Life in Louisiana pretty much revolves around food. Of course, it was required (by hubby) that we hit all the traditional home-town eats, which include a run-down old Mexican place with dubious-looking floors and spectacular nachos, a little restaurant where no one looks at a menu but simply orders “The Special,” and a pizza place that’s got a little something for everyone.

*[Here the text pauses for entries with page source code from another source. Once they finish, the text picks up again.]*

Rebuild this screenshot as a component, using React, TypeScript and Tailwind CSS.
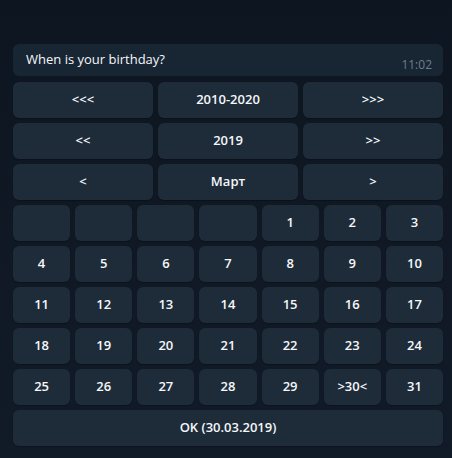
const days: (number | null)[] = [
  null, null, null, null, 1, 2, 3,
  4, 5, 6, 7, 8, 9, 10,
  11, 12, 13, 14, 15, 16, 17,
  18, 19, 20, 21, 22, 23, 24,
  25, 26, 27, 28, 29, 30, 31,
];

const selectedDay = 30;

function KeyButton({ label }: { label?: string }) {
  return (
    <button className="h-9 rounded-md bg-[#1e2c3a] text-[13px] font-semibold text-[#f5f7f9] shadow-[0_1px_1px_rgba(0,0,0,0.25)]">
      {label}
    </button>
  );
}

export default function App() {
  const navRows = [
    ["<<<", "2010-2020", ">>>"],
    ["<<", "2019", ">>"],
    ["<", "Март", ">"],
  ];

  return (
    <div
      className="h-[458px] w-[452px] bg-gradient-to-b from-[#0d1520] to-[#111b27] px-[13px] pt-[44px]"
      style={{ fontFamily: '"Open Sans", "Noto Sans", sans-serif' }}
    >
      <div className="w-[430px]">
        <div className="relative h-8 rounded-md bg-[#182533] pl-[13px] pt-[6px] text-[13px] text-[#f5f7f9]">
          When is your birthday?
          <span className="absolute right-[11px] bottom-[2px] text-[12px] text-[#6d7f8f]">11:02</span>
        </div>

        <div className="mt-[6px] flex flex-col gap-[5px]">
          {navRows.map((row, i) => (
            <div key={i} className="grid grid-cols-3 gap-[5px]">
              {row.map((label) => (
                <KeyButton key={label} label={label} />
              ))}
            </div>
          ))}

          <div className="grid grid-cols-7 gap-x-[5px] gap-y-[5px]">
            {days.map((d, i) => (
              <KeyButton
                key={i}
                label={d === null ? undefined : d === selectedDay ? `>${d}<` : String(d)}
              />
            ))}
          </div>

          <KeyButton label="OK (30.03.2019)" />
        </div>
      </div>
    </div>
  );
}
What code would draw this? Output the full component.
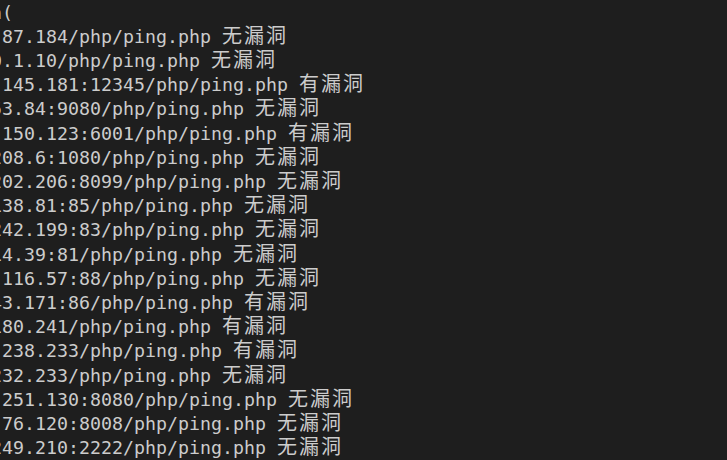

I was there to relax, so I didn’t go too crazy with the camera. But I suppose I should have taken a few pictures to show my northern family and friends what a real BBQ consists of. Apparently grilling is not the same thing as barbequing. My family’s idea of a BBQ is tossing some burgers on the grill (and I’m not knocking that!). Hubby’s family takes BBQ pretty seriously, though, spending hours upon hours smoking things to perfection. His brother had prepared 35 pounds of brisket and 12 pounds of pork in advance, spending all day in the backyard BBQ pit. Well, he had prepared some ribs, too, but the cooking time on those was miscalculated so they got charred (from what I heard). Nevertheless, yesterday we feasted on smoked brisket, pork, coleslaw, and rice dressing. A good Southern meal.

But the star of the weekend’s menu was the crawfish. In the past, hubby’s dad has picked up three sacks of crawfish for this big family gathering. This year, we expected a few more people, so he decided to get four instead. Somehow, he ended up with five sacks of live, wriggling crawfish. Here are three of them.


The first thing to do is to purge them, or basically rinse them until all the dirt is all washed away and they drain clear water. They’re bottom feeders so this can be a process.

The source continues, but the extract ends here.